Prior to the event, our sources close to the situation said Amazon’s device is “one of the most powerful set-top devices,” and even made mention that it would be tiny, but not a dongle—it would be more like Apple TV, but reportedly “zippier.” Our sources added Amazon’s set-top streaming box would be newsworthy for its price point, and the company would offer special features or discounts for its Amazon Prime members.

At one point, the Wall Street Journal said Amazon would unveil a free, ad-supported streaming service, but Amazon flat out denied those rumors at the time. And yet, it makes sense for Amazon to launch a set-top box that could leverage apps from Amazon’s various digital catalogues, including the Kindle ecosystem.
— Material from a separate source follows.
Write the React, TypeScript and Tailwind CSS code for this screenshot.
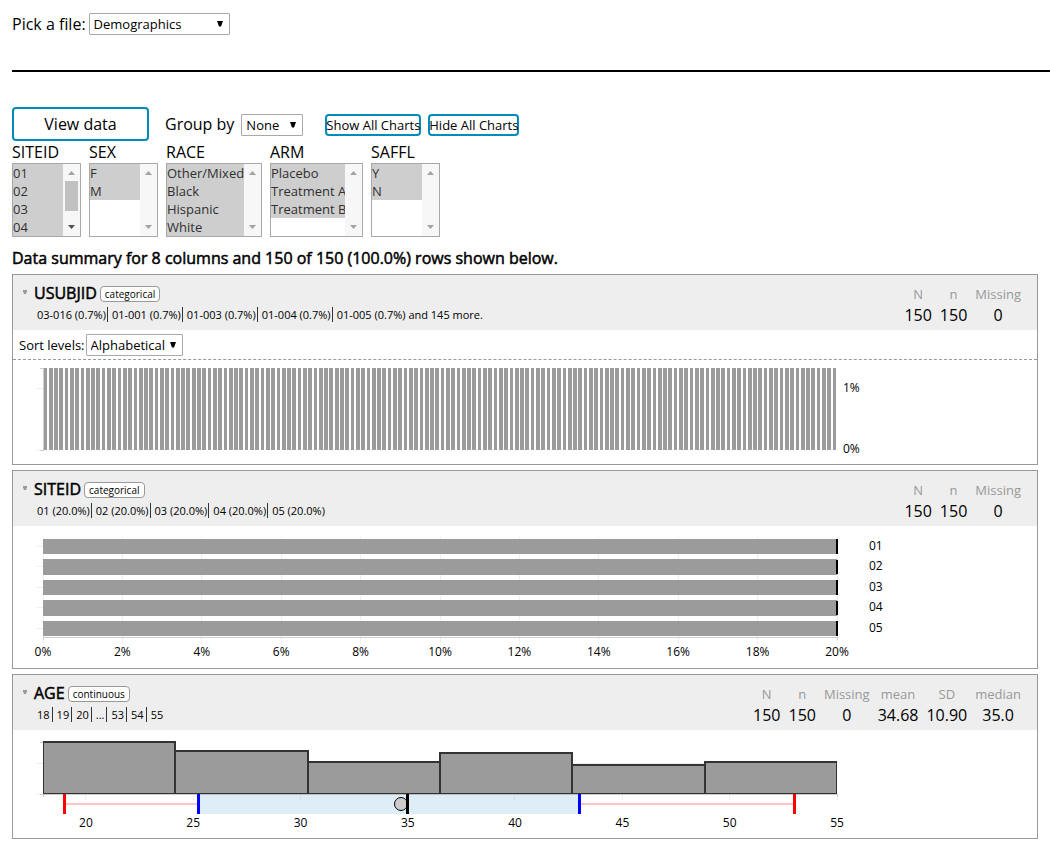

Also, Amazon’s media streaming service, Amazon Prime Instant Video, features 40,000 movie and TV titles, according to Amazon.

Rumors leading up to the event differed when it came to price—some said Amazon could release an extremely competitive set-top box, around the same price or lower than Google’s $35 Chromecast, while other reports said Amazon’s device would be a “premium” gadget that would be more expensive than Chromecast, but still cost less than Apple’s $99 solution.

“Amazon already has a media ecosystem, they already have an ad network, and they already have a tested monetization strategy,” said Mark Hoelzel, a research analyst for Business Insider Intelligence. “Plus, they have 20 million Prime Members who would see a sub-$35 streaming device with unlimited Prime streaming as a no-brainer.”